Es más fácil en México comercializar con la vida de un migrante centroamericano que con una especie animal protegida. En el caso del tráfico de especies protegidas se arriesgan penas. En el caso del secuestro de migrantes para cobrar recompensa, reina la impunidad.
La vulnerabilidad de los cientos de ciudadanos centroamericanos, la gran mayoría de ellos hondureños, que viajan en el techo del tren “La Bestia” o también llamado “el tren de la muerte”, cruzando todo México rumbo al sueño americano, es realmente asombrosa.“Aquí empieza el infierno” ha dicho el P. Flor María Rigoni, del albergue Belén de Tapachula.
El secuestro de migrantes es un negocio a gran escala y eso es lo que lo hace muy lucrativo, además de fácil.
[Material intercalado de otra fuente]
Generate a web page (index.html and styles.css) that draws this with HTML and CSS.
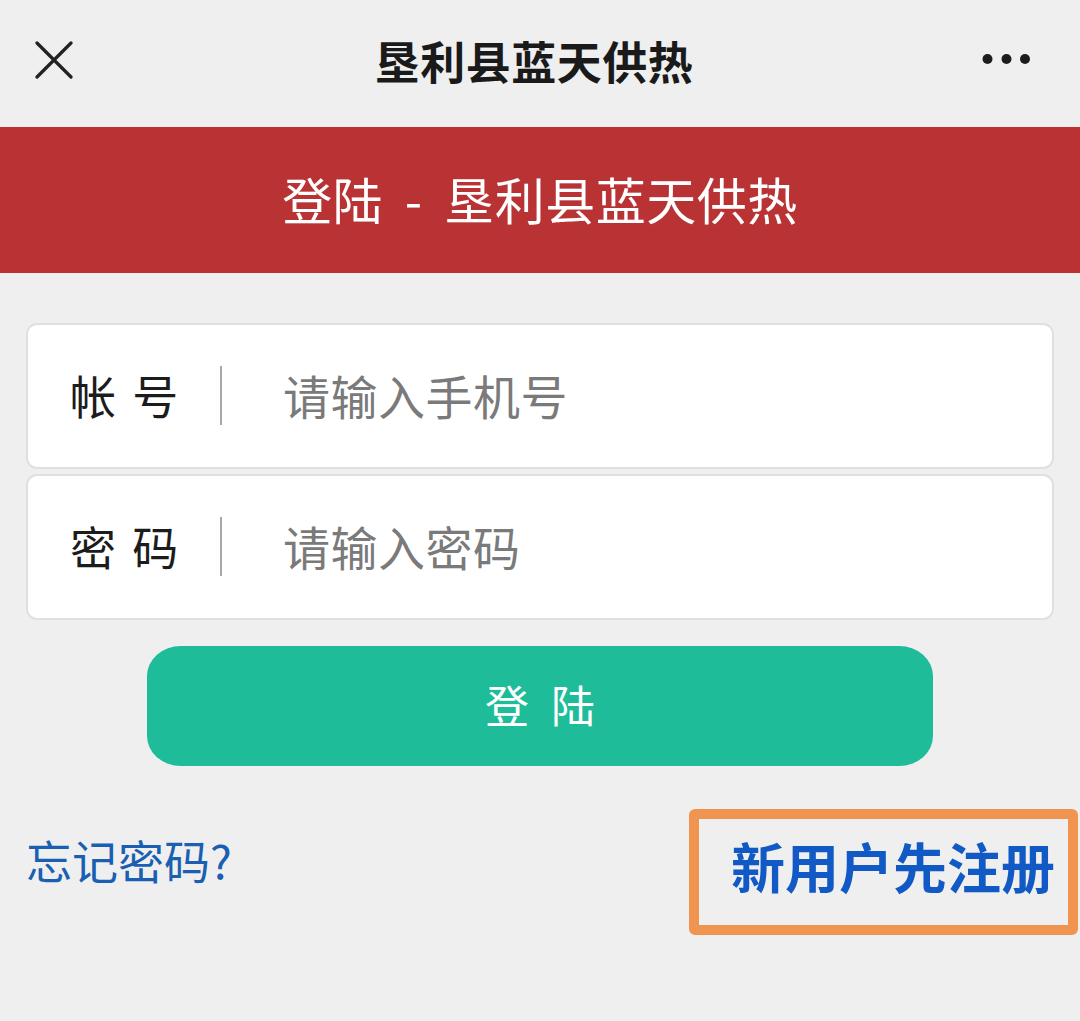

Para las bandas de crimen organizado en México es algo muy sencillo secuestrar migrantes y amenazar por teléfono a sus familias. Como la gran mayoría de ellos están indocumentados, no habrá quién los busque, ni autoridad que se haga responsable.
Los migrantes no son una “especie protegida”. Aquellos que no tienen quién pague algunos pesos por su vida, simplemente son asesinados, y en algunos casos obligados a “trabajar” también ellos como secuestradores y asesinos de compatriotas.
No se sabe cuántos centroamericanos han muerto en México. El P. Alejandro Solalinde, del albergue Hermanos en el Camino, en Oaxaca, ha llamado insistentemente a que los organismos estatales tengan mecanismos para defender a los migrantes, y también, por honestidad y respeto, abrir las decenas de fosas comunes que se han encontrado en Chiapas, Veracruz, Oaxaca.
Además, plantea, es fundamental que México lidere un plan integral para hacer de los lugares de origen un lugar posible para vivir y prosperar.
En los albergues que reciben centenares de centroamericanos todos los días, los relatos de asaltos, violaciones y secuestros son tan comunes como los de extorsión por parte de las policías. También los coyotes que cobran por ser guías en este peligroso trayecto, muchas veces resultan ser operadores de las bandas del crimen. La indefensión es total, y en el tren lo único que sirve es rezar y mantenerse alerta.
A diario también escuchamos los relatos de los que caen y son mutilados al tratar de subir al tren, o los que se quedan dormidos sin amarrarse en el techo y se caen, o los que se lanzan abajo escapando de la policía migratoria, o de secuestradores y asaltantes. No son pocos los que terminan entregándose a “la migra”, exhaustos y aterrados por lo visto y vivido.
Los motivos más habituales que expresan que los llevaron a salir de su tierra: juntar dinero para comprar un terreno y una casa, la violencia de las pandillas en Honduras, la falta de oportunidades, las expectativas de una vida mejor.
Se trata de un verdadero desangramiento de Honduras. ¿Cuántos logran llegar a los Estados Unidos? ¿Cuántos mueren en el camino? No sé si acaso la última asamblea de la ONU se haya hecho estas preguntas.
Llegan a los albergues hambrientos, insolados y deshidratados, con los pies heridos de tanto caminar, habiendo ya perdido la suela de los zapatos, pidiendo un poco de comida, agua o un par de calcetas o zapatos para seguir su viaje.
La mayoría tiene menos de 25 años. No son pocos los menores de edad, incluso niños pequeños. Son muy respetuosos. A pesar de ser cientos los que pasan todos los días, mantienen orden y limpieza.
En algunos pueblos son un apoyo a la economía de los pobres, que se acercan a las vías a vender agua o comida. También es asombrosa la solidaridad de muchos que los auxilian gratis.
En otros lugares ha habido reclamos y amenazas de los vecinos a los albergues, por la interrupción de la rutina que provocan.
Después de un plato de comida, un baño y un par de horas de descanso siguen su camino. Agradecidos de Dios por seguir vivos, haber comido y tener fuerza para seguir adelante.